Tim Mälzer berichtet auch von einem weiteren Fall. "Ich war selber dabei, wie jemand in der Küche von sechs Leuten zusammengetreten wurde, weil er uns so massiv auf den Sack ging", gibt er zu. Er selbst sei "relativ harmlos" gewesen, weiß aber auch: "Ich war ein Mittäter, allein weil ich zugeguckt habe."
"Wir waren alles": Tim Mälzer spricht von "unterirdischen" Arbeitsbedingungen im Ritz
Körperliche Gewalt sei nicht das einzige Problem hinter den Kulissen des Sterne-Lokals gewesen. "Wir waren rassistisch, sexistisch, wir waren alles", packt der TV-Koch weiter aus. Es sei "unterirdisch" gewesen, wie mit den Schwächsten in der Küche umgegangen wurde: "Geistig minderbemittelte Leute sind wir physisch angegangen."
Irgendwann musste Tim Mälzer die Reißleine ziehen. Doch was war der Auslöser? Der 53-Jährige erzählte von der ausschlaggebenden Situation. Er und seine Ritz-Kollegen hätten damals die Ehre gehabt, für die Königsfamilie zu kochen. Tagelang sei hart gearbeitet worden. Ein Lob habe es aber nie dafür gegeben.
"Ich habe dann gekündigt": Der Hamburger Koch zieht nach royalem Dinner die Reißleine
Stattdessen wurde die Küchen-Crew "zur Sau gemacht", eröffnet Tim Mälzer. Außerdem habe der "Pen Pusher" den Küchenchef so erniedrigt, "dass er auf dem Boden zusammengebrochen ist und sich eingenässt hat". Dies sei der Auslöser für Mälzers Küchen-Aus gewesen: "Dann bin ich am nächsten Tag zum Küchenchef gegangen und habe gekündigt."
Trotz der schrecklichen Arbeitsbedingungen blickt der 53-Jährige heute dankbar auf die Tätigkeit in London zurück: "Missen möchte ich die Zeit nicht." Mälzer konnte im Ritz viel lernen – über sich und seinen künftigen Karriereweg. "Daraufhin konnte ich die Entscheidung treffen, so nicht zu werden", so Mälzer.

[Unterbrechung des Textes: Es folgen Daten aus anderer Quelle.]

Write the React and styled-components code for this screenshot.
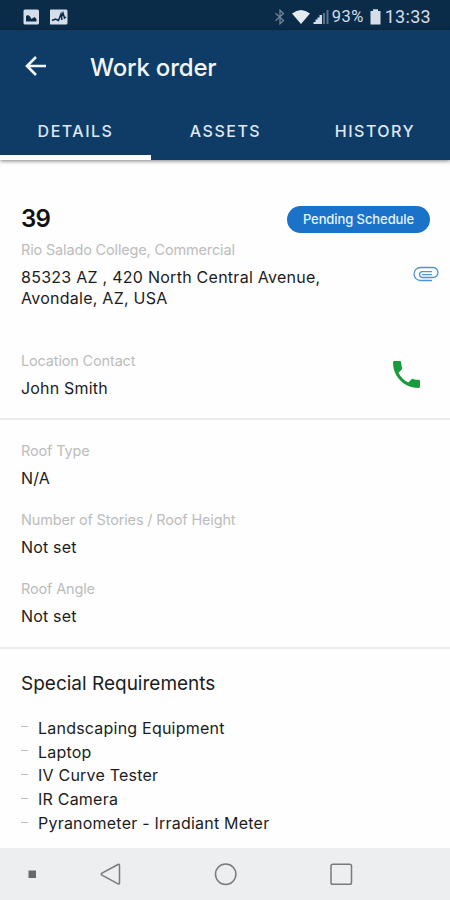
import React from 'react';
import styled, { createGlobalStyle } from 'styled-components';

const GlobalStyle = createGlobalStyle`
  * {
    box-sizing: border-box;
  }
  body {
    margin: 0;
    background-color: #fefefe;
    font-family: Inter, Roboto, sans-serif;
  }
`;

const Screen = styled.div`
  width: 450px;
  height: 900px;
  display: flex;
  flex-direction: column;
  overflow: hidden;
  background-color: #fefefe;
`;

const StatusBar = styled.div`
  height: 30px;
  flex: none;
  display: flex;
  align-items: center;
  justify-content: space-between;
  padding: 3px 19px 0 23px;
  background-color: #0a2c49;
  color: #d5dde8;
`;

const StatusGroup = styled.div`
  display: flex;
  align-items: center;
  gap: ${(props) => props.$gap}px;
`;

const StatusText = styled.span`
  font-family: Roboto, sans-serif;
  font-size: ${(props) => props.$size}px;
  letter-spacing: ${(props) => props.$spacing || 0}px;
  line-height: 20px;
`;

const Header = styled.header`
  height: 130px;
  flex: none;
  position: relative;
  background-color: #0e3c66;
  box-shadow: 0 1px 4px rgba(0, 0, 0, 0.5);
`;

const Toolbar = styled.div`
  height: 74px;
  display: flex;
  align-items: center;
  padding-left: 24px;
  color: #f3f6fb;
`;

const BackButton = styled.button`
  display: flex;
  width: 66px;
  padding: 0;
  border: none;
  background: none;
  color: inherit;
`;

const Title = styled.h1`
  margin: 0;
  padding-top: 1px;
  font-size: 24px;
  line-height: 30px;
  font-weight: 500;
  letter-spacing: -0.2px;
`;

const Tabs = styled.nav`
  height: 56px;
  display: grid;
  grid-template-columns: 151px 149px 150px;
`;

const Tab = styled.div`
  display: flex;
  align-items: center;
  justify-content: center;
  padding-top: 3px;
  border-bottom: 5px solid ${(props) => (props.$active ? '#ffffff' : 'transparent')};
  color: #dfe7f1;
  font-size: 16px;
  font-weight: 500;
  letter-spacing: 1.5px;
`;

const Section = styled.section`
  flex: none;
  height: ${(props) => props.$height}px;
  padding: ${(props) => props.$top}px 20px 0 21px;
  border-bottom: ${(props) => (props.$last ? 'none' : '2px solid #ececec')};
`;

const Row = styled.div`
  display: flex;
  justify-content: space-between;
`;

const OrderNumber = styled.div`
  font-size: 24px;
  line-height: 26px;
  font-weight: 600;
  letter-spacing: -0.7px;
  color: #111;
`;

const Badge = styled.div`
  width: 143px;
  height: 27px;
  border-radius: 14px;
  background-color: #1a73c8;
  color: #e9f4ff;
  font-size: 13px;
  line-height: 27px;
  font-weight: 500;
  letter-spacing: -0.08px;
  text-align: center;
`;

const Label = styled.div`
  font-size: 14.5px;
  line-height: 20px;
  color: #bcbcbc;
  letter-spacing: -0.16px;
`;

const Value = styled.div`
  font-size: 16px;
  line-height: 20.5px;
  color: #1c1c1c;
  letter-spacing: ${(props) => props.$spacing || 0.18}px;
`;

const Field = styled.div`
  height: 69px;
  display: flex;
  flex-direction: column;
  gap: 7px;
`;

const Address = styled(Field)`
  height: auto;
  padding-top: 7px;
`;

const Contact = styled(Row)`
  margin-top: 43px;
`;

const ClipSlot = styled.div`
  display: flex;
  padding-top: 33px;
  margin-right: -9px;
`;

const PhoneSlot = styled.div`
  display: flex;
  padding: 10px 10px 0 0;
`;

const SectionTitle = styled.h2`
  margin: 0 0 19px;
  font-size: 19px;
  line-height: 26px;
  font-weight: 400;
  color: #1c1c1c;
`;

const List = styled.ul`
  margin: 0;
  padding: 0;
  list-style: none;
`;

const ListItem = styled.li`
  display: flex;
  align-items: center;
  height: 23.8px;
  font-size: 16px;
  color: #1c1c1c;
  letter-spacing: 0.22px;

  &::before {
    content: '';
    width: 7px;
    height: 1px;
    margin: 0 10px 2px 0;
    background-color: #bdbdbd;
  }
`;

const NavBar = styled.footer`
  height: 52px;
  flex: none;
  margin-top: auto;
  display: flex;
  align-items: center;
  background-color: #eceeef;
`;

const BluetoothIcon = styled.svg`
  margin: 0 5px 0 0;
`;

const SignalIcon = styled.svg`
  margin: 0 2px 0 2px;
`;

const BatteryIcon = styled.svg`
  margin: 0 4px 0 6px;
`;

const StatusIcons = () => (
  <>
    <StatusGroup $gap={10}>
      <svg width="17" height="16" viewBox="0 0 17 16">
        <rect x="0.5" y="0.5" width="15.5" height="15" rx="1.5" fill="#d5dde8" />
        <path d="M3 12.5V7l2-1 2 1.5 1.5 2.500L11.500 8l2 2v2.500z" fill="#0a2c49" />
      </svg>
      <svg width="19" height="16" viewBox="0 0 19 16">
        <rect x="-0.5" y="0.5" width="18" height="15" rx="1.5" fill="#d5dde8" />
        <path d="M2 11.500l3.500-1.500 3 1.500L11 5l1 6M11.500 8L13 4l1.500 5 1.500-1" fill="none" stroke="#0a2c49" strokeWidth="1.5" />
      </svg>
    </StatusGroup>
    <StatusGroup $gap={0}>
      <BluetoothIcon width="12" height="16" viewBox="0 0 12 16">
        <path d="M1.5 4.200l8 7.300L6 14.700V1.300l3.500 3.200-8 7.300" fill="none" stroke="#718399" strokeWidth="1.300" />
      </BluetoothIcon>
      <svg width="20" height="16" viewBox="0 0 20 16">
        <path d="M1 4.500Q10-2.500 19 4.500L10 15z" fill="#e6ebf2" />
      </svg>
      <SignalIcon width="17" height="16" viewBox="0 0 17 16">
        <path d="M0.500 15v-2h2v-2.500h2V8.500h2V6h2.500v9z" fill="#d5dde8" />
        <path d="M10 15V4h2v11zM13.500 15V1h2v14z" fill="#5b728b" />
      </SignalIcon>
      <StatusText $size={16.5} $spacing={0.4}>93%</StatusText>
      <BatteryIcon width="11" height="16" viewBox="0 0 11 16">
        <path d="M0.5 2H3V0.300h5V2h2.500v13.500h-10z" fill="#d5dde8" />
      </BatteryIcon>
      <StatusText $size={18} $spacing={0.3}>13:33</StatusText>
    </StatusGroup>
  </>
);

const BackIcon = () => (
  <svg width="24" height="22" viewBox="0 0 24 22" fill="none" stroke="currentColor" strokeWidth="2.600">
    <path d="M22 10H3.500M12 1L3 10l9 9" />
  </svg>
);

const ClipIcon = () => (
  <svg width="26" height="16" viewBox="0 0 26 16" fill="none" stroke="#4d94d6" strokeWidth="1.300" strokeLinecap="round">
    <path d="M18.500 14.500H7.500a6.300 6.300 0 0 1 0-13H20a4.800 4.800 0 0 1 0 10H9.500a2.800 2.800 0 0 1 0-5.800H18.500" />
    <path d="M18.500 8.600H9.500" />
  </svg>
);

const PhoneIcon = () => (
  <svg width="27" height="27" viewBox="3 3 18 18" fill="#189b3a">
    <path d="M6.620 10.790c1.440 2.830 3.760 5.140 6.590 6.590l2.200-2.200c.27-.27.67-.36 1.020-.24 1.120.37 2.330.57 3.570.57.55 0 1 .45 1 1V20c0 .55-.45 1-1 1-9.390 0-17-7.610-17-17 0-.55.45-1 1-1h3.500c.55 0 1 .45 1 1 0 1.250.2 2.450.57 3.570.11.35.03.74-.25 1.020l-2.200 2.200z" />
  </svg>
);

const NavIcons = () => (
  <svg width="450" height="52" viewBox="0 0 450 52" fill="none" stroke="#777b7e" strokeWidth="1.5">
    <rect x="28.500" y="22.500" width="7.500" height="7.500" fill="#666a6d" stroke="none" />
    <path d="M118 16.500L102 25.200q-1.600 1 0 2L118 35.800q1.500.6 1.500-1V17.500q0-1.600-1.500-1z" />
    <circle cx="225.700" cy="26.200" r="10.200" />
    <rect x="331" y="16.200" width="20.500" height="20" rx="1.800" />
  </svg>
);

const roofFields = [
  { label: 'Roof Type', value: 'N/A' },
  { label: 'Number of Stories / Roof Height', value: 'Not set' },
  { label: 'Roof Angle', value: 'Not set' },
];

const requirements = [
  'Landscaping Equipment',
  'Laptop',
  'IV Curve Tester',
  'IR Camera',
  'Pyranometer - Irradiant Meter',
];

const App = () => {
  return (
    <Screen>
      <GlobalStyle />
      <StatusBar>
        <StatusIcons />
      </StatusBar>
      <Header>
        <Toolbar>
          <BackButton aria-label="Back">
            <BackIcon />
          </BackButton>
          <Title>Work order</Title>
        </Toolbar>
        <Tabs>
          <Tab $active>DETAILS</Tab>
          <Tab>ASSETS</Tab>
          <Tab>HISTORY</Tab>
        </Tabs>
      </Header>
      <Section $height={260} $top={46}>
        <Row>
          <OrderNumber>39</OrderNumber>
          <Badge>Pending Schedule</Badge>
        </Row>
        <Row>
          <Address>
            <Label>Rio Salado College, Commercial</Label>
            <Value $spacing={0.26}>
              85323 AZ , 420 North Central Avenue,
              <br />
              Avondale, AZ, USA
            </Value>
          </Address>
          <ClipSlot>
            <ClipIcon />
          </ClipSlot>
        </Row>
        <Contact>
          <Field>
            <Label>Location Contact</Label>
            <Value>John Smith</Value>
          </Field>
          <PhoneSlot>
            <PhoneIcon />
          </PhoneSlot>
        </Contact>
      </Section>
      <Section $height={229} $top={21}>
        {roofFields.map((field) => (
          <Field key={field.label}>
            <Label>{field.label}</Label>
            <Value>{field.value}</Value>
          </Field>
        ))}
      </Section>
      <Section $height={199} $top={22} $last>
        <SectionTitle>Special Requirements</SectionTitle>
        <List>
          {requirements.map((item) => (
            <ListItem key={item}>{item}</ListItem>
          ))}
        </List>
      </Section>
      <NavBar>
        <NavIcons />
      </NavBar>
    </Screen>
  );
};

export default App;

Guter Chef mit gewisser Härte: So sieht sich Tim Mälzer als Küchenchef selbst
Heute sehe er sich als guten Chef – er gebe sich zumindest Mühe, erklärt Mälzer. Der 53-Jährige versuche sehr individuell auf die persönlichen Bedürfnisse seiner Mitarbeitenden eingehen. Dennoch sei Tim Mälzer eine gewisse Härte wichtig: "Ich bin auch kein Freund von Vier-Tage-Woche, Bierpong und gemeinsame Freizeit."